(Task description):
Gather all lines from the material that contain the word "this".

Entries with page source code
■ ■ ■ ■

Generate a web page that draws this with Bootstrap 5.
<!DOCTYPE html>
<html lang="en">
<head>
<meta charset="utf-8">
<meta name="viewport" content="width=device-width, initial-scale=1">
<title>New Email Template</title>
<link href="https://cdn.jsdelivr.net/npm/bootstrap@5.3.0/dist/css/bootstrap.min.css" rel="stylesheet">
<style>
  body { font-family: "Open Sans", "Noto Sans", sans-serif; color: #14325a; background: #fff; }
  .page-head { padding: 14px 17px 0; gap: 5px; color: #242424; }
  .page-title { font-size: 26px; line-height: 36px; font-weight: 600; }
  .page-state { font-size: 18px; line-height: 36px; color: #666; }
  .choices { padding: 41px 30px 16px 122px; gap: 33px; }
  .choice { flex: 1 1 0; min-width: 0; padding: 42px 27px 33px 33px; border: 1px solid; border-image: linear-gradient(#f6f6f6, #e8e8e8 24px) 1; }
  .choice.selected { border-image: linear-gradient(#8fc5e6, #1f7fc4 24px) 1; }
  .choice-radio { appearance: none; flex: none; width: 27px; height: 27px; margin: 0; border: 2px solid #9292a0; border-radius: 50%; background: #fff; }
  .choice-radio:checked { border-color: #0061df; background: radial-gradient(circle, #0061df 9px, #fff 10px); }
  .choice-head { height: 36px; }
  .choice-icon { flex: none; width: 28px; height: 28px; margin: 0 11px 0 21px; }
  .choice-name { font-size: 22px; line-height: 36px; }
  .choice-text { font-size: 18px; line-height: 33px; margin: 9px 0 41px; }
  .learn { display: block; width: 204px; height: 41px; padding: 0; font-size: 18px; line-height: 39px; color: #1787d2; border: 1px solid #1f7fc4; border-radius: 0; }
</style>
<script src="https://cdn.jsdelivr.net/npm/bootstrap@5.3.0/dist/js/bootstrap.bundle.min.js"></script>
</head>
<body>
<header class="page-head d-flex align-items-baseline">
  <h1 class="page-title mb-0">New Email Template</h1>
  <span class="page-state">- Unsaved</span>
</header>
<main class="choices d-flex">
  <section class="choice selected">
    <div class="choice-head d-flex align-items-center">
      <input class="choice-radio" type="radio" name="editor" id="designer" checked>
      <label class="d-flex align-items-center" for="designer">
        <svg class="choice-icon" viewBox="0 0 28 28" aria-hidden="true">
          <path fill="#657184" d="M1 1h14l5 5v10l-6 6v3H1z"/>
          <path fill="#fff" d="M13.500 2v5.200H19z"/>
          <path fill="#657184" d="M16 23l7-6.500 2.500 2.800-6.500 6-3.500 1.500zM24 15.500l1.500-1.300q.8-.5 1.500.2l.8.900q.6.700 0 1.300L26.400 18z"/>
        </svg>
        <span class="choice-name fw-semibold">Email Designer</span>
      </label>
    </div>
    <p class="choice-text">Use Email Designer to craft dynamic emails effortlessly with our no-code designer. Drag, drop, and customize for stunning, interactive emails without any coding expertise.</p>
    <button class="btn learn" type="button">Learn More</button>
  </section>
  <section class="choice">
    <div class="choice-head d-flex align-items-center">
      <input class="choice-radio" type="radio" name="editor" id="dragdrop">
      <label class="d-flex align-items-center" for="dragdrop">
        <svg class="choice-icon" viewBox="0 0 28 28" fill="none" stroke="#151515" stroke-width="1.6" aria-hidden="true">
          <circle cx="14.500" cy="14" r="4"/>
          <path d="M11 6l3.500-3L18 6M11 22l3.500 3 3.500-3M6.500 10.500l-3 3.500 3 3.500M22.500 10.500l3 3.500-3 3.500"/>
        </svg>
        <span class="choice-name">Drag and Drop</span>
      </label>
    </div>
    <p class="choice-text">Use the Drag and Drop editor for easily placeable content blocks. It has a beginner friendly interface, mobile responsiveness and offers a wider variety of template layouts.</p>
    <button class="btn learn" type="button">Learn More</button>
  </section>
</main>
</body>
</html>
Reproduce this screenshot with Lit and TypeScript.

■ ■ ■ ■

(Reply):
Generate a web page that draws this with Bootstrap 5.
Reproduce this screenshot with Lit and TypeScript.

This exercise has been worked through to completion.